The problem >> Reproduce all the material exactly, minus any pictures it holds.

Material >>
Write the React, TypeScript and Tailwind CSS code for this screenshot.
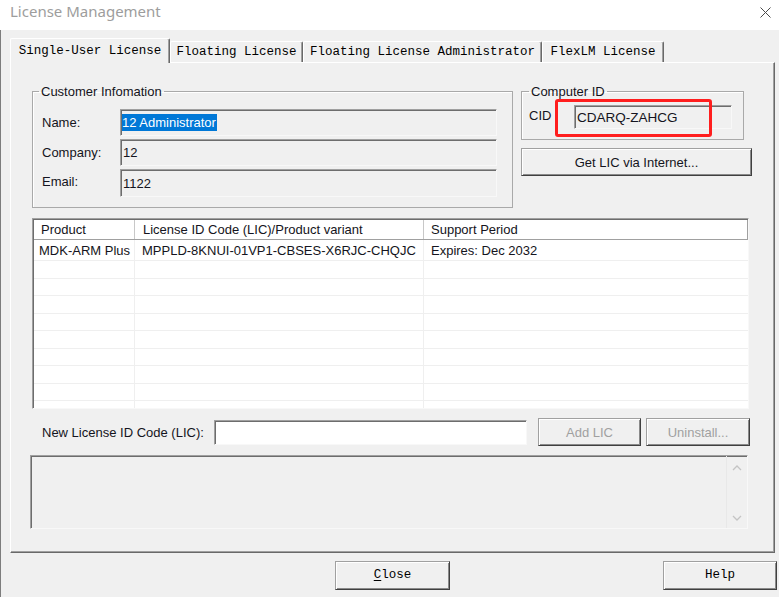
const raised =
  "border border-[#a0a0a0] border-r-[#404040] border-b-[#404040] shadow-[inset_1px_1px_0_#fff,inset_-1px_-1px_0_#8a8a8a] bg-[#f0f0f0]"
const sunken =
  "border border-[#a0a0a0] border-r-[#f8f8f8] border-b-[#f8f8f8] shadow-[inset_1px_1px_0_#6d6d6d]"
const mono = "font-['Liberation_Mono','Courier_New',monospace]"

function Tab({ label, w, active }: { label: string; w: string; active?: boolean }) {
  return (
    <div
      className={`${w} ${
        active ? "h-[25px] -mb-px relative z-10 bg-[#f0f0f0]" : "h-[21px] pt-[1px]"
      } flex items-center justify-center border-t border-l border-white border-r border-r-[#696969] shadow-[inset_-1px_0_0_#a0a0a0] rounded-t-[2px] text-[12.5px] text-black ${mono}`}
    >
      {label}
    </div>
  )
}

export default function App() {
  return (
    <div className="w-[779px] h-[597px] bg-[#f0f0f0] overflow-hidden font-['Liberation_Sans',Arial,sans-serif] text-[13px] leading-[15px] text-[#141420]">
      {/* Barre de titre */}
      <div className="h-[30px] bg-white flex items-start justify-between">
        <span className="pl-[10px] text-[15px] leading-[22px] text-[#9d9d9d] font-['Noto_Sans',sans-serif]">
          License Management
        </span>
        <svg className="mt-[7px] mr-[8px]" width="11" height="11" viewBox="0 0 11 11">
          <path d="M0.5 0.5L10.5 10.5M10.5 0.5L0.5 10.5" stroke="#4a4a4a" strokeWidth="1" />
        </svg>
      </div>

      <div className="h-[567px] border-l border-[#7d7d7d]">
        {/* Onglets */}
        <div className="flex items-end h-[32px] pl-[9px]">
          <Tab label="Single-User License" w="w-[160px]" active />
          <Tab label="Floating License" w="w-[133px]" />
          <Tab label="Floating License Administrator" w="w-[239px]" />
          <Tab label="FlexLM License" w="w-[122px]" />
        </div>

        {/* Panneau */}
        <div className="ml-[9px] w-[765px] h-[491px] border border-white border-r-[#696969] border-b-[#696969] shadow-[inset_-1px_-1px_0_#a0a0a0] pl-[21px] pt-[21px]">
          <div className="flex">
            {/* Customer Information */}
            <fieldset className="w-[481px] h-[124px] border border-[#a9a9a9] shadow-[inset_1px_1px_0_#fff]">
              <legend className="ml-[6px] px-[2px] leading-[15px]">Customer Infomation</legend>
              <div className="mt-[10px] flex flex-col gap-[3px]">
                <div className="flex items-center">
                  <span className="w-[87px] pl-[9px]">Name:</span>
                  <div className={`w-[377px] h-[27px] ${sunken} flex items-center pl-[1px]`}>
                    <span className="bg-[#0078d7] text-white leading-[17px] pr-[1px]">12 Administrator</span>
                  </div>
                </div>
                <div className="flex items-center">
                  <span className="w-[87px] pl-[9px]">Company:</span>
                  <div className={`w-[377px] h-[27px] ${sunken} flex items-center pl-[2px]`}>12</div>
                </div>
                <div className="flex items-center">
                  <span className="w-[87px] pl-[9px] -mt-[4px]">Email:</span>
                  <div className={`w-[377px] h-[28px] ${sunken} flex items-center pl-[2px]`}>1122</div>
                </div>
              </div>
            </fieldset>

            {/* Computer ID */}
            <div className="ml-[8px] flex flex-col">
              <fieldset className="relative w-[223px] h-[56px] border border-[#a9a9a9] shadow-[inset_1px_1px_0_#fff]">
                <legend className="ml-[7px] px-[2px] leading-[15px]">Computer ID</legend>
                <div className="mt-[6px] flex items-center">
                  <span className="w-[52px] pl-[7px] -mt-[3px]">CID</span>
                  <div className={`w-[158px] h-[24px] ${sunken} flex items-center pl-[2px] text-[13.5px]`}>
                    CDARQ-ZAHCG
                  </div>
                </div>
                <div className="absolute left-[33px] top-[0px] w-[157px] h-[38px] border-[3px] border-[#ff1e1e] rounded-[3px]" />
              </fieldset>
              <button className={`mt-[8px] w-[231px] h-[28px] ${raised} text-[13px]`}>Get LIC via Internet...</button>
            </div>
          </div>

          {/* Liste des licences */}
          <div className={`mt-[10px] w-[717px] h-[191px] ${sunken} bg-white overflow-hidden`}>
            <div className="flex h-[20px] border-b border-[#a0a0a0] ml-px mt-px">
              <div className="w-[101px] border-r border-[#c8c8c8] pl-[7px] flex items-center">Product</div>
              <div className="w-[289px] border-r border-[#c8c8c8] pl-[8px] flex items-center">
                License ID Code (LIC)/Product variant
              </div>
              <div className="w-[324px] border-r border-[#a0a0a0] pl-[7px] flex items-center">Support Period</div>
            </div>
            <div className="flex h-[21px] border-b border-[#efefef] ml-px">
              <div className="w-[101px] border-r border-[#efefef] pl-[5px] flex items-center">MDK-ARM Plus</div>
              <div className="w-[289px] border-r border-[#efefef] pl-[7px] flex items-center">
                MPPLD-8KNUI-01VP1-CBSES-X6RJC-CHQJC
              </div>
              <div className="flex-1 pl-[7px] flex items-center">Expires: Dec 2032</div>
            </div>
            {Array.from({ length: 9 }).map((_, i) => (
              <div key={i} className="flex h-[17.5px] border-b border-[#efefef] ml-px">
                <div className="w-[101px] border-r border-[#efefef]" />
                <div className="w-[289px] border-r border-[#efefef]" />
                <div className="flex-1" />
              </div>
            ))}
          </div>

          {/* Nouvelle licence */}
          <div className="mt-[9px] flex items-center h-[28px]">
            <span className="w-[182px] pl-[10px]">New License ID Code (LIC):</span>
            <div className={`w-[313px] h-[25px] ${sunken} bg-white`} />
            <button className={`ml-[11px] w-[103px] h-[28px] ${raised} text-[#a0a0a0]`}>Add LIC</button>
            <button className={`ml-[5px] w-[104px] h-[28px] ${raised} text-[#a0a0a0]`}>Uninstall...</button>
          </div>

          {/* Zone de messages */}
          <div className={`mt-[9px] -ml-[2px] w-[718px] h-[74px] ${sunken} bg-[#f0f0f0] flex justify-end`}>
            <div className="w-[21px] border-l border-[#e8e8e8] flex flex-col items-center justify-between pt-[9px] pb-[7px]">
              <svg width="10" height="6" viewBox="0 0 10 6">
                <path d="M1 5L5 1L9 5" stroke="#c4c4c4" strokeWidth="1.3" fill="none" />
              </svg>
              <svg width="10" height="6" viewBox="0 0 10 6">
                <path d="M1 1L5 5L9 1" stroke="#c4c4c4" strokeWidth="1.3" fill="none" />
              </svg>
            </div>
          </div>
        </div>

        {/* Boutons du bas */}
        <div className="mt-[8px] flex">
          <button className={`ml-[334px] w-[115px] h-[29px] ${raised} ${mono} text-[12.5px] text-black`}>
            <span className="underline underline-offset-2">C</span>lose
          </button>
          <button className={`ml-[213px] w-[114px] h-[29px] ${raised} ${mono} text-[12.5px] text-black`}>Help</button>
        </div>
      </div>
    </div>
  )
}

Written response >>
Write the React, TypeScript and Tailwind CSS code for this screenshot.
const raised =
  "border border-[#a0a0a0] border-r-[#404040] border-b-[#404040] shadow-[inset_1px_1px_0_#fff,inset_-1px_-1px_0_#8a8a8a] bg-[#f0f0f0]"
const sunken =
  "border border-[#a0a0a0] border-r-[#f8f8f8] border-b-[#f8f8f8] shadow-[inset_1px_1px_0_#6d6d6d]"
const mono = "font-['Liberation_Mono','Courier_New',monospace]"

function Tab({ label, w, active }: { label: string; w: string; active?: boolean }) {
  return (
    <div
      className={`${w} ${
        active ? "h-[25px] -mb-px relative z-10 bg-[#f0f0f0]" : "h-[21px] pt-[1px]"
      } flex items-center justify-center border-t border-l border-white border-r border-r-[#696969] shadow-[inset_-1px_0_0_#a0a0a0] rounded-t-[2px] text-[12.5px] text-black ${mono}`}
    >
      {label}
    </div>
  )
}

export default function App() {
  return (
    <div className="w-[779px] h-[597px] bg-[#f0f0f0] overflow-hidden font-['Liberation_Sans',Arial,sans-serif] text-[13px] leading-[15px] text-[#141420]">
      {/* Barre de titre */}
      <div className="h-[30px] bg-white flex items-start justify-between">
        <span className="pl-[10px] text-[15px] leading-[22px] text-[#9d9d9d] font-['Noto_Sans',sans-serif]">
          License Management
        </span>
        <svg className="mt-[7px] mr-[8px]" width="11" height="11" viewBox="0 0 11 11">
          <path d="M0.5 0.5L10.5 10.5M10.5 0.5L0.5 10.5" stroke="#4a4a4a" strokeWidth="1" />
        </svg>
      </div>

      <div className="h-[567px] border-l border-[#7d7d7d]">
        {/* Onglets */}
        <div className="flex items-end h-[32px] pl-[9px]">
          <Tab label="Single-User License" w="w-[160px]" active />
          <Tab label="Floating License" w="w-[133px]" />
          <Tab label="Floating License Administrator" w="w-[239px]" />
          <Tab label="FlexLM License" w="w-[122px]" />
        </div>

        {/* Panneau */}
        <div className="ml-[9px] w-[765px] h-[491px] border border-white border-r-[#696969] border-b-[#696969] shadow-[inset_-1px_-1px_0_#a0a0a0] pl-[21px] pt-[21px]">
          <div className="flex">
            {/* Customer Information */}
            <fieldset className="w-[481px] h-[124px] border border-[#a9a9a9] shadow-[inset_1px_1px_0_#fff]">
              <legend className="ml-[6px] px-[2px] leading-[15px]">Customer Infomation</legend>
              <div className="mt-[10px] flex flex-col gap-[3px]">
                <div className="flex items-center">
                  <span className="w-[87px] pl-[9px]">Name:</span>
                  <div className={`w-[377px] h-[27px] ${sunken} flex items-center pl-[1px]`}>
                    <span className="bg-[#0078d7] text-white leading-[17px] pr-[1px]">12 Administrator</span>
                  </div>
                </div>
                <div className="flex items-center">
                  <span className="w-[87px] pl-[9px]">Company:</span>
                  <div className={`w-[377px] h-[27px] ${sunken} flex items-center pl-[2px]`}>12</div>
                </div>
                <div className="flex items-center">
                  <span className="w-[87px] pl-[9px] -mt-[4px]">Email:</span>
                  <div className={`w-[377px] h-[28px] ${sunken} flex items-center pl-[2px]`}>1122</div>
                </div>
              </div>
            </fieldset>

            {/* Computer ID */}
            <div className="ml-[8px] flex flex-col">
              <fieldset className="relative w-[223px] h-[56px] border border-[#a9a9a9] shadow-[inset_1px_1px_0_#fff]">
                <legend className="ml-[7px] px-[2px] leading-[15px]">Computer ID</legend>
                <div className="mt-[6px] flex items-center">
                  <span className="w-[52px] pl-[7px] -mt-[3px]">CID</span>
                  <div className={`w-[158px] h-[24px] ${sunken} flex items-center pl-[2px] text-[13.5px]`}>
                    CDARQ-ZAHCG
                  </div>
                </div>
                <div className="absolute left-[33px] top-[0px] w-[157px] h-[38px] border-[3px] border-[#ff1e1e] rounded-[3px]" />
              </fieldset>
              <button className={`mt-[8px] w-[231px] h-[28px] ${raised} text-[13px]`}>Get LIC via Internet...</button>
            </div>
          </div>

          {/* Liste des licences */}
          <div className={`mt-[10px] w-[717px] h-[191px] ${sunken} bg-white overflow-hidden`}>
            <div className="flex h-[20px] border-b border-[#a0a0a0] ml-px mt-px">
              <div className="w-[101px] border-r border-[#c8c8c8] pl-[7px] flex items-center">Product</div>
              <div className="w-[289px] border-r border-[#c8c8c8] pl-[8px] flex items-center">
                License ID Code (LIC)/Product variant
              </div>
              <div className="w-[324px] border-r border-[#a0a0a0] pl-[7px] flex items-center">Support Period</div>
            </div>
            <div className="flex h-[21px] border-b border-[#efefef] ml-px">
              <div className="w-[101px] border-r border-[#efefef] pl-[5px] flex items-center">MDK-ARM Plus</div>
              <div className="w-[289px] border-r border-[#efefef] pl-[7px] flex items-center">
                MPPLD-8KNUI-01VP1-CBSES-X6RJC-CHQJC
              </div>
              <div className="flex-1 pl-[7px] flex items-center">Expires: Dec 2032</div>
            </div>
            {Array.from({ length: 9 }).map((_, i) => (
              <div key={i} className="flex h-[17.5px] border-b border-[#efefef] ml-px">
                <div className="w-[101px] border-r border-[#efefef]" />
                <div className="w-[289px] border-r border-[#efefef]" />
                <div className="flex-1" />
              </div>
            ))}
          </div>

          {/* Nouvelle licence */}
          <div className="mt-[9px] flex items-center h-[28px]">
            <span className="w-[182px] pl-[10px]">New License ID Code (LIC):</span>
            <div className={`w-[313px] h-[25px] ${sunken} bg-white`} />
            <button className={`ml-[11px] w-[103px] h-[28px] ${raised} text-[#a0a0a0]`}>Add LIC</button>
            <button className={`ml-[5px] w-[104px] h-[28px] ${raised} text-[#a0a0a0]`}>Uninstall...</button>
          </div>

          {/* Zone de messages */}
          <div className={`mt-[9px] -ml-[2px] w-[718px] h-[74px] ${sunken} bg-[#f0f0f0] flex justify-end`}>
            <div className="w-[21px] border-l border-[#e8e8e8] flex flex-col items-center justify-between pt-[9px] pb-[7px]">
              <svg width="10" height="6" viewBox="0 0 10 6">
                <path d="M1 5L5 1L9 5" stroke="#c4c4c4" strokeWidth="1.3" fill="none" />
              </svg>
              <svg width="10" height="6" viewBox="0 0 10 6">
                <path d="M1 1L5 5L9 1" stroke="#c4c4c4" strokeWidth="1.3" fill="none" />
              </svg>
            </div>
          </div>
        </div>

        {/* Boutons du bas */}
        <div className="mt-[8px] flex">
          <button className={`ml-[334px] w-[115px] h-[29px] ${raised} ${mono} text-[12.5px] text-black`}>
            <span className="underline underline-offset-2">C</span>lose
          </button>
          <button className={`ml-[213px] w-[114px] h-[29px] ${raised} ${mono} text-[12.5px] text-black`}>Help</button>
        </div>
      </div>
    </div>
  )
}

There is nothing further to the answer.